In late 2019, the Oregon Supreme Court decided the Oswego Lake case, concerning public access rights to the State’s only allegedly “private” lake, located in suburban Portland. The court’s unanimous decision was pathbreaking for it interpreted the State’s public trust doctrine, for the first time, to apply to uplands adjacent to navigable waters necessary for accessing those waters. The court also clarified that the doctrine applies to fish and wildlife, and to local governments as well as the State, and invoked private trust principles in articulating public trust duties. The plaintiffs achieved all these results over the objections of the State, which has long sought a narrow judicial interpretation of the doctrine’s public rights. However, the court did not give the public immediate rights to access Oswego Lake, limiting upland access rights to waterbodies that meet the federal test for title: they must have been suitable for commercial trade or transport at statehood in 1859. Although this test may be a boon to historians versed in the settlement conditions of the mid-nineteenth century, it lacks any perceptible policy justification a century and a half post-statehood. The court made no attempt to explain why it restricted public access from public lands to public waters to such an arcane and archaic test.

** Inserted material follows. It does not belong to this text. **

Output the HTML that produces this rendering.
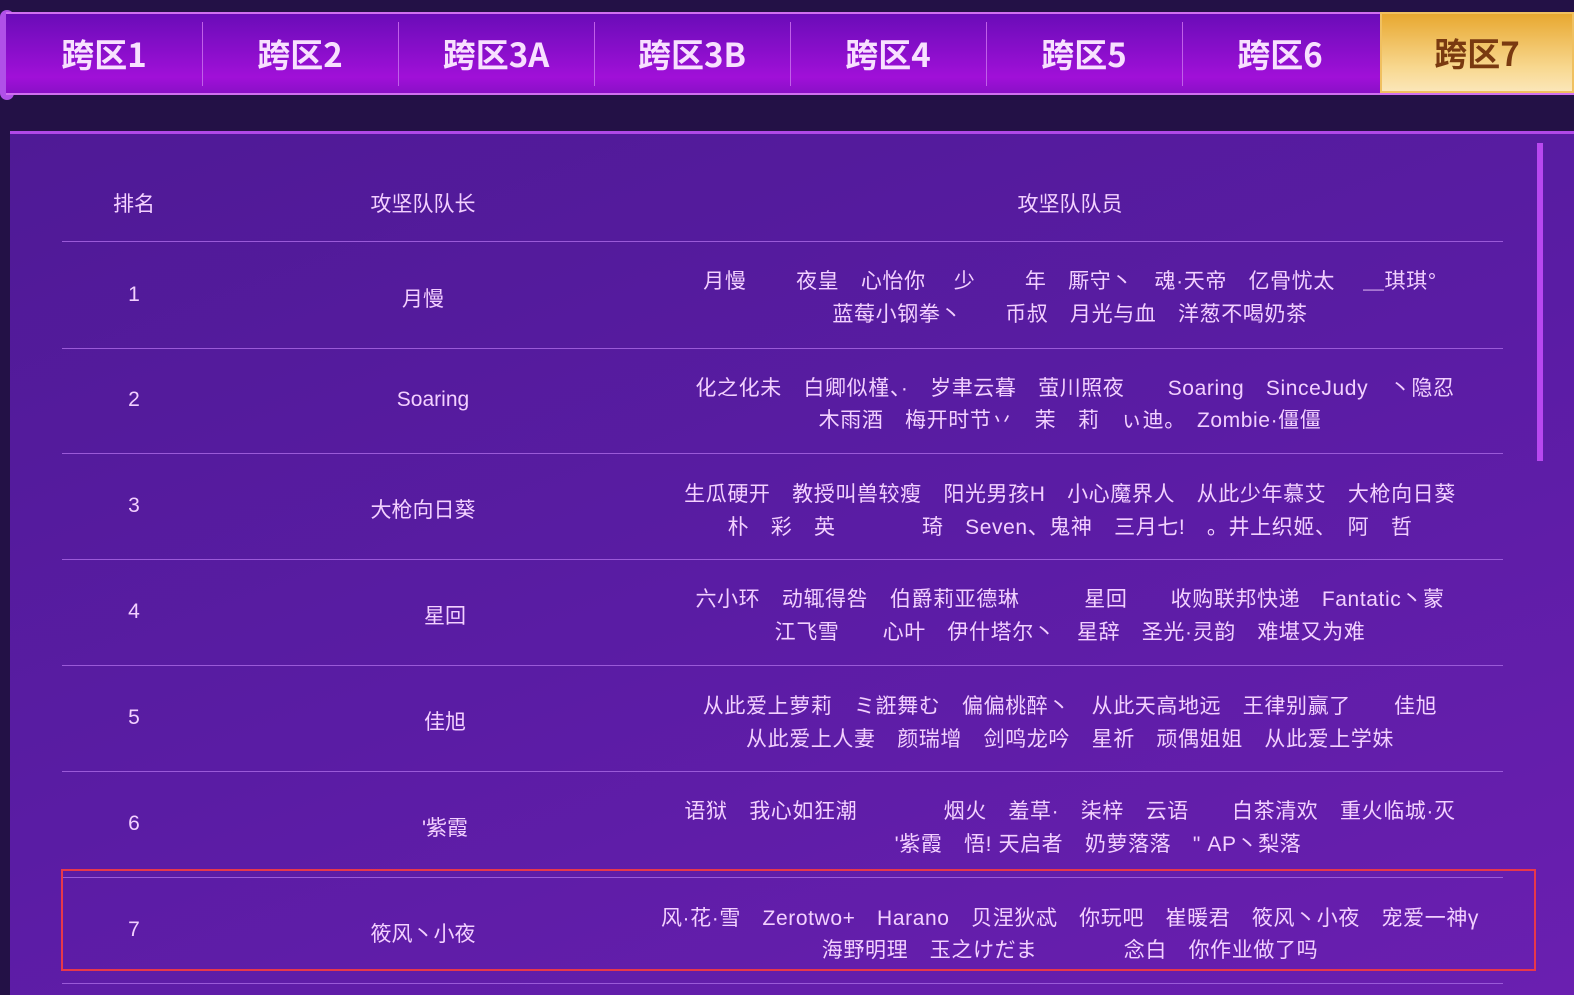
<!DOCTYPE html><html><head><meta charset="utf-8"><style>
body{margin:0;width:1574px;height:992px;overflow:hidden;background:#231146;font-family:"Liberation Sans","Noto Sans CJK SC",sans-serif;position:relative}
.tabs{position:absolute;left:6px;top:12px;width:1568px;height:83px;background:linear-gradient(180deg,#6a0cb8,#a010d8 80%,#8a10c8);border-top:2px solid #d070f0;border-bottom:2px solid #d070f0;box-sizing:border-box}
.tab{position:absolute;top:0;height:79px;width:196px;text-align:center;line-height:79px;font-size:33px;font-weight:bold;color:#f8e0ff;font-family:"Noto Sans CJK SC",sans-serif}
.sep{position:absolute;top:8px;width:1px;height:64px;background:#c060e8}
.t7{background:linear-gradient(180deg,#e8a830,#f8d890 70%,#fbe6b8);color:#7a3a10;border:2px solid #f0c060;top:-2px;height:81px;box-sizing:border-box;line-height:77px}
.panel{position:absolute;left:10px;top:131px;width:1564px;height:861px;background:linear-gradient(160deg,#4f1a96,#5a1ca4 50%,#6a1fb0);border-top:3px solid #b048e8}
.scroll{position:absolute;left:1537px;top:143px;width:6px;height:318px;background:#b848f0}
.t{position:absolute;color:#f3d0ff;font-size:21px;white-space:pre;text-align:center;transform:translateX(-50%);font-family:"Liberation Sans","Noto Sans CJK SC",sans-serif}
.m{letter-spacing:0.6px}
.ln{position:absolute;left:62px;width:1441px;height:1px;background:#9a5ad8}
.red{position:absolute;left:61px;top:869px;width:1475px;height:102px;border:2px solid #e8384a;box-sizing:border-box}
.flare{position:absolute;left:0;top:10px;width:14px;height:90px;background:#b050e8;border-radius:8px}
</style></head><body>
<div class="flare"></div>
<div class="tabs">
<div class="tab" style="left:0">跨区1</div><div class="sep" style="left:196px"></div>
<div class="tab" style="left:196px">跨区2</div><div class="sep" style="left:392px"></div>
<div class="tab" style="left:392px">跨区3A</div><div class="sep" style="left:588px"></div>
<div class="tab" style="left:588px">跨区3B</div><div class="sep" style="left:784px"></div>
<div class="tab" style="left:784px">跨区4</div><div class="sep" style="left:980px"></div>
<div class="tab" style="left:980px">跨区5</div><div class="sep" style="left:1176px"></div>
<div class="tab" style="left:1176px">跨区6</div>
<div class="tab t7" style="left:1374px;width:194px">跨区7</div>
</div>
<div class="panel"></div>
<div class="scroll"></div>
<div class="t" style="left:134px;top:188px">排名</div>
<div class="t" style="left:423px;top:188px">攻坚队队长</div>
<div class="t" style="left:1070px;top:188px">攻坚队队员</div>
<div class="ln" style="top:241px"></div>
<div class="t" style="left:134px;top:283px">1</div><div class="t" style="left:423px;top:283px">月慢</div>
<div class="t m" style="left:1070px;top:265px">月慢　　 夜皇　心怡你　 少　　 年　厮守丶　魂·天帝　亿骨忧太　 ＿琪琪°</div>
<div class="t m" style="left:1070px;top:298px">蓝莓小钢拳丶　　币叔　月光与血　洋葱不喝奶茶</div>
<div class="ln" style="top:348px"></div>
<div class="t" style="left:134px;top:388px">2</div><div class="t" style="left:433px;top:388px">Soaring</div>
<div class="t m" style="left:1075px;top:372px">化之化未　白卿似槿、·　岁聿云暮　萤川照夜　　Soaring　SinceJudy　丶隐忍</div>
<div class="t m" style="left:1070px;top:404px">木雨酒　梅开时节丷　茉　莉　ぃ迪。　Zombie·僵僵</div>
<div class="ln" style="top:453px"></div>
<div class="t" style="left:134px;top:494px">3</div><div class="t" style="left:423px;top:494px">大枪向日葵</div>
<div class="t m" style="left:1070px;top:478px">生瓜硬开　教授叫兽较瘦　阳光男孩H　小心魔界人　从此少年慕艾　大枪向日葵</div>
<div class="t m" style="left:1070px;top:511px">朴　彩　英　　　　琦　Seven、鬼神　三月七!　。井上织姬、　阿　哲</div>
<div class="ln" style="top:559px"></div>
<div class="t" style="left:134px;top:600px">4</div><div class="t" style="left:445px;top:600px">星回</div>
<div class="t m" style="left:1070px;top:583px">六小环　动辄得咎　伯爵莉亚德琳　　　星回　　收购联邦快递　Fantatic丶蒙</div>
<div class="t m" style="left:1070px;top:616px">江飞雪　　心叶　伊什塔尔丶　星辞　圣光·灵韵　难堪又为难</div>
<div class="ln" style="top:665px"></div>
<div class="t" style="left:134px;top:706px">5</div><div class="t" style="left:445px;top:706px">佳旭</div>
<div class="t m" style="left:1070px;top:690px">从此爱上萝莉　ミ誑舞む　偏偏桃醉丶　从此天高地远　王律别赢了　　佳旭</div>
<div class="t m" style="left:1070px;top:723px">从此爱上人妻　颜瑞增　剑鸣龙吟　星祈　顽偶姐姐　从此爱上学妹</div>
<div class="ln" style="top:771px"></div>
<div class="t" style="left:134px;top:812px">6</div><div class="t" style="left:445px;top:812px">'紫霞</div>
<div class="t m" style="left:1070px;top:795px">语狱　我心如狂潮　　　　烟火　羞草·　柒梓　云语　　白茶清欢　重火临城·灭</div>
<div class="t m" style="left:1098px;top:828px">'紫霞　悟! 天启者　奶萝落落　" AP丶梨落</div>
<div class="ln" style="top:877px"></div>
<div class="red"></div>
<div class="t" style="left:134px;top:918px">7</div><div class="t" style="left:423px;top:918px">筱风丶小夜</div>
<div class="t m" style="left:1070px;top:902px">风·花·雪　Zerotwo+　Harano　贝涅狄忒　你玩吧　崔暖君　筱风丶小夜　宠爱一神γ</div>
<div class="t m" style="left:1070px;top:934px">海野明理　玉之けだま　　　　念白　你作业做了吗</div>
<div class="ln" style="top:983px"></div>
</body></html>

This Article discusses the Oswego Lake decision, explaining the history of the lake and the persistent efforts of the Lake Oswego Corporation to monopolize access to it. These efforts have proved to be surprisingly successful, even though for over 100 years Oregon State law has recognized public rights to use all waterbodies capable of supporting recreational watercraft, which far outnumber the few waterways that passed the federal test in 1859. The court’s decision means monopoly use of the lake will continue until the courts determine evidence from the lake’s history satisfies the federal test, likely a long and expensive process. This Article examines how the Oswego Lake case reflected the political dynamics of local government captured by wealthy landowners as well as the State’s antipathy for carrying out public trust duties. Appendix A responds to a recent comment by Dean Huffman. Appendix B sets forth an initiative proposed by an Oregon bar section that would establish a “legal guardian for future generations” to protect public trust rights the State apparently cannot.

 

CHAPTER 18 - DAM REMOVAL

Undamming the Pacific Northwest: An Update

Michael C. Blumm & Michael Benjamin Smith

This paper, a chapter in a book on Pacific Salmon law, is a follow-up to a nearly 10-year old article on dam removal in the Pacific Northwest:

https://papers.ssrn.com/sol3/papers.cfm?abstract_id=3794819 

It includes recent developments such as the promised removal of four federally licensed dams on the Klamath River and the proposed removal of four federal dams on the Lower Snake River.

 

CLEAR THE AIR

Adding Confusion to the Muddy Waters of the Oswego Lake Decision: A Response to Dean Huffman

Michael C. Blumm & Ryan J. Roberts

Dean Jim Huffman’s recent article in Environmental Law on the Oswego Lake decision claims that the Oregon Supreme Court’s decision is a “confused treatise on the public trust doctrine,” objecting to the court’s decision on a number of grounds, including its recognition of public access rights, its creation of a so-called “public use” doctrine, its use of the law of private trusts, and its recognition of the state’s claim of ownership of water within its jurisdiction. Moreover, somewhat astonishingly, Huffman claims that the rights of the people cannot be violated by the representatives of the people, seemingly ignoring over a century of case law. Although we agree with a few of Huffman’s criticisms, he overlooks some important public trust interpretations of the Oswego Lake court, such as its recognition of the trustee status of municipalities, and confuses other issues, like the state’s distinction between what it calls “navigable-in-fact” waters (those which support recreational watercraft today) and those waterways that are navigable under the federal title test (commercially navigable around the time of statehood). We explain our criticisms in this essay.